• **Your task**
Go through the material below and copy each line where the word "React" appears.

• **Data provided**
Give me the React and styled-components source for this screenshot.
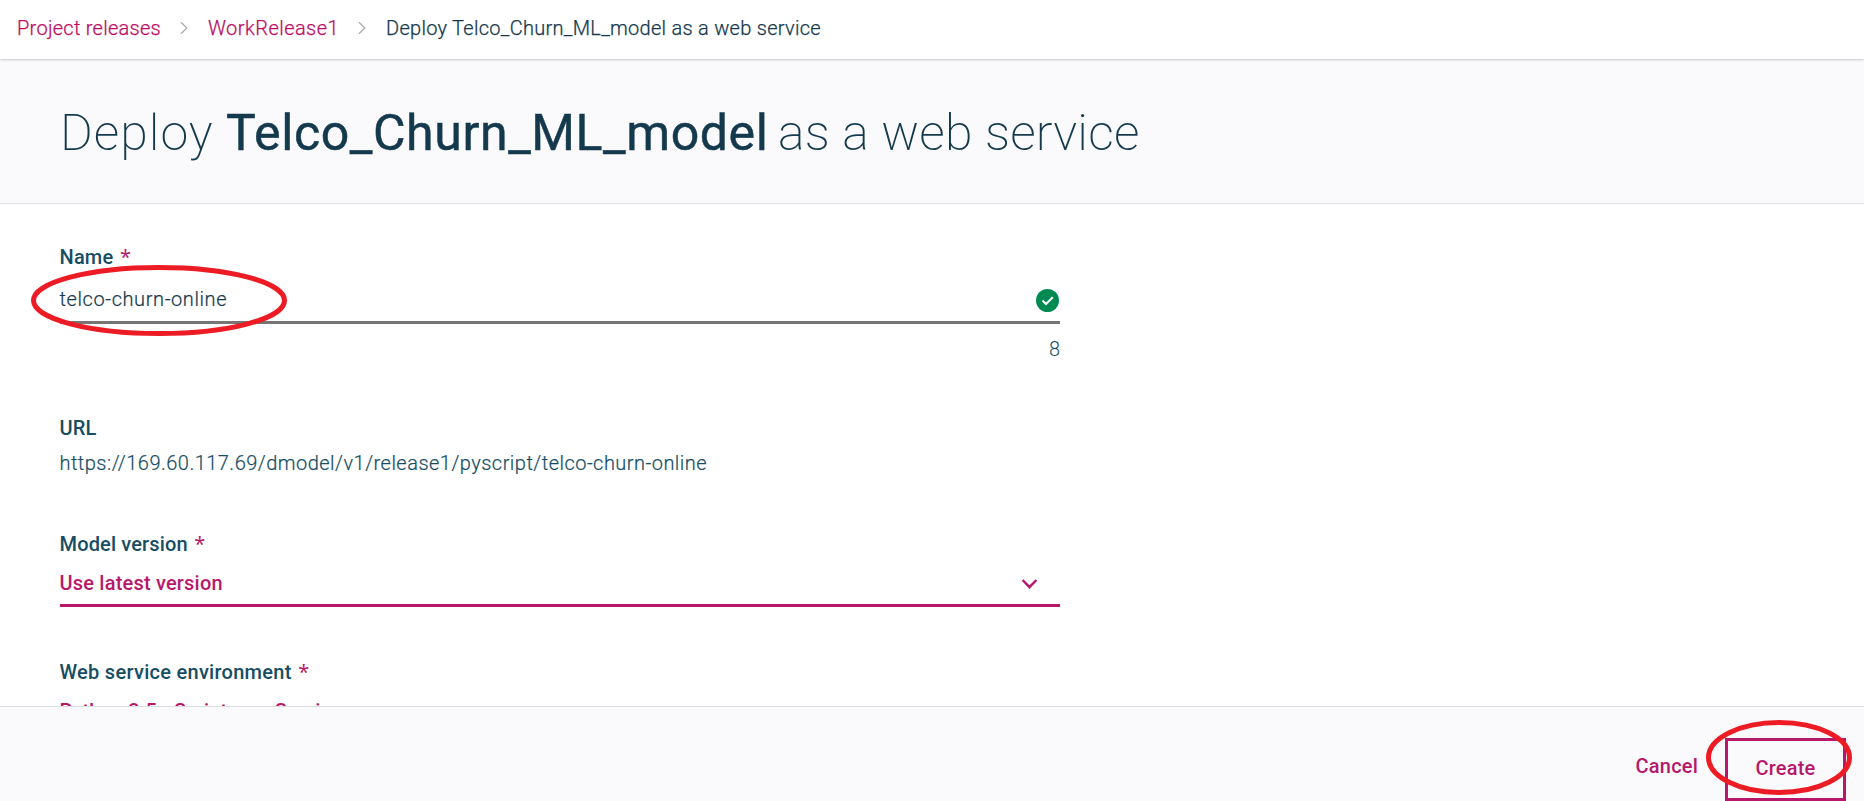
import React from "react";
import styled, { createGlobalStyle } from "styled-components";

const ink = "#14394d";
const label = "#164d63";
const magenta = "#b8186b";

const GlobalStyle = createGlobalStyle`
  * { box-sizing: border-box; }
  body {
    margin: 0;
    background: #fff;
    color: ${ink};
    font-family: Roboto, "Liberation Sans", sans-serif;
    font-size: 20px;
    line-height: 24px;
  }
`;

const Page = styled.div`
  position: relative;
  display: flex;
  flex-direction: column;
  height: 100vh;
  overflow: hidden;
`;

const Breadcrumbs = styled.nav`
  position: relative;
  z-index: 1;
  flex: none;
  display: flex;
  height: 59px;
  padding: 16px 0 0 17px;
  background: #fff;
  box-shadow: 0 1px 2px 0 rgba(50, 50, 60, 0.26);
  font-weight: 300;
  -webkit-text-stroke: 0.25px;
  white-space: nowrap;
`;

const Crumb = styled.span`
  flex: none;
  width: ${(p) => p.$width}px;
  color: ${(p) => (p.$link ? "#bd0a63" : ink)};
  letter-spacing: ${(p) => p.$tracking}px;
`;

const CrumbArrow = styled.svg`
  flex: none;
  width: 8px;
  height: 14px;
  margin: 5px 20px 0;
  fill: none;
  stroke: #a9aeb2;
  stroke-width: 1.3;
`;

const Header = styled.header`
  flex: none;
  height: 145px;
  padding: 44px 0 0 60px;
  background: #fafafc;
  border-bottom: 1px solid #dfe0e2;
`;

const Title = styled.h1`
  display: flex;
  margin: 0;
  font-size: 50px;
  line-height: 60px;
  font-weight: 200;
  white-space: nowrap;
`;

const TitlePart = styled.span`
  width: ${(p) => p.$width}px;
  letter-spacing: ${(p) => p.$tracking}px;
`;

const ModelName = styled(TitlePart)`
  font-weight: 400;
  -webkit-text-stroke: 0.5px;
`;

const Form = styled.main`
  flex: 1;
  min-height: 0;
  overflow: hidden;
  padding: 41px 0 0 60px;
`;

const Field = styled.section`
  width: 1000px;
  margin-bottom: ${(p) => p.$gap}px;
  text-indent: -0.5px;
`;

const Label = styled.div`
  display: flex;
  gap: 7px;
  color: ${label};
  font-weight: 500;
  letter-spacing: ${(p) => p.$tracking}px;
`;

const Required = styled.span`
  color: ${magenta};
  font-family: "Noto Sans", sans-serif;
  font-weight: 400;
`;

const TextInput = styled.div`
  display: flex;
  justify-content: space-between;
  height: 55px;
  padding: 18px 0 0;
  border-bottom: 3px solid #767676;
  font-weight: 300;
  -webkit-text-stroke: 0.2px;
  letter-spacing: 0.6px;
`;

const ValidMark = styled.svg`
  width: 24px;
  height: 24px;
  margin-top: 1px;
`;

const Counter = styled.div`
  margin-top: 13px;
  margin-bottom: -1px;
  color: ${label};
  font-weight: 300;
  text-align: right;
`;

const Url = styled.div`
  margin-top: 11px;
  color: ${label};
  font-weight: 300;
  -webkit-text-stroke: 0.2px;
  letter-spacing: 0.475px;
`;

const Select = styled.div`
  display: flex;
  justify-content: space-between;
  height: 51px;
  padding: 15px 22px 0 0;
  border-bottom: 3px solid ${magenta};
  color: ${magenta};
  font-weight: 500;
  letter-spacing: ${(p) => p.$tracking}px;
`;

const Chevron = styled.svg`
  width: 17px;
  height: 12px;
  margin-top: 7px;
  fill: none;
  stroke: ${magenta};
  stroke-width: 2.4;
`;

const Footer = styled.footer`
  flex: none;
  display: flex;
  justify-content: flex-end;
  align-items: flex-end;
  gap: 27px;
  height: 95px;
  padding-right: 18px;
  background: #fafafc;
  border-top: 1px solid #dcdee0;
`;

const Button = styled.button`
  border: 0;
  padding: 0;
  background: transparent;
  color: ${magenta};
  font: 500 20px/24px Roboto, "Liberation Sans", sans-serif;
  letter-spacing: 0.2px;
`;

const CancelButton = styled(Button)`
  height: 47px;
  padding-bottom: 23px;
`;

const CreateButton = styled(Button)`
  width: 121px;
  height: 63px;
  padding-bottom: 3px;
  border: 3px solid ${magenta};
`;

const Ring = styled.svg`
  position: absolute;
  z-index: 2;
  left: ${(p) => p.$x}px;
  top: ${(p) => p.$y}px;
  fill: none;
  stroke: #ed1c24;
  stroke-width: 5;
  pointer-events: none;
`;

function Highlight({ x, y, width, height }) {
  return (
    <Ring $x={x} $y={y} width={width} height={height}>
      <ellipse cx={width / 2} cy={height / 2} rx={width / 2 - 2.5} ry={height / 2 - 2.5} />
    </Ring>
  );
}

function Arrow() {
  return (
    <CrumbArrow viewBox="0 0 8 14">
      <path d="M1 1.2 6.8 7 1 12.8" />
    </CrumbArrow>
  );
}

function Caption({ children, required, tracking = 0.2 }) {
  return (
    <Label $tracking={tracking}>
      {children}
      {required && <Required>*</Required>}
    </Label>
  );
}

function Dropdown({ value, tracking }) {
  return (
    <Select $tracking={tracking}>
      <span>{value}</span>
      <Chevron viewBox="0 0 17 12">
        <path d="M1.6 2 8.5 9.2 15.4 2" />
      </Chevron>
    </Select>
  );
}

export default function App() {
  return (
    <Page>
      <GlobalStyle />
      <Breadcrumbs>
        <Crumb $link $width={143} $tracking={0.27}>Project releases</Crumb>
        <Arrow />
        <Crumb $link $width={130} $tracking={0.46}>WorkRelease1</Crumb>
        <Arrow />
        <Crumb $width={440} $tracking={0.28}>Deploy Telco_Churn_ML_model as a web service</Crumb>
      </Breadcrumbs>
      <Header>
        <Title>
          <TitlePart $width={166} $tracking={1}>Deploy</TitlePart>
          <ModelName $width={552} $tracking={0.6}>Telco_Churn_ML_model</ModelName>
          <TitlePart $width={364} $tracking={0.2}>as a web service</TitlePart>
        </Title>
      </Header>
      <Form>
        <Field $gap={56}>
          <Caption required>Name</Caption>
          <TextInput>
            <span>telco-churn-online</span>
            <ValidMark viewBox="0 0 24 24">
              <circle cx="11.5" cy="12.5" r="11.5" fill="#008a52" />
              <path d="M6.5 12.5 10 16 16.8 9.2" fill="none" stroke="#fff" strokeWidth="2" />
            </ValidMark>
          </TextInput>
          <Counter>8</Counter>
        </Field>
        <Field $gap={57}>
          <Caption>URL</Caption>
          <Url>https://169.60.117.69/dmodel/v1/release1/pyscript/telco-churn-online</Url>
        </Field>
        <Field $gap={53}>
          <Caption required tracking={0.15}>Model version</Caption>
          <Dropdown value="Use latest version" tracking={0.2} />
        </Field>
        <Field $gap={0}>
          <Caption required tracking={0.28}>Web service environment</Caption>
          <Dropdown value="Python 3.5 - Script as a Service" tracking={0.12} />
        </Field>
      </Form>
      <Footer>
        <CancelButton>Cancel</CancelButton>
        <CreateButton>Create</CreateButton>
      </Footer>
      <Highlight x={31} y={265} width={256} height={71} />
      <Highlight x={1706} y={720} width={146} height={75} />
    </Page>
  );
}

• **The result**
Give me the React and styled-components source for this screenshot.
import React from "react";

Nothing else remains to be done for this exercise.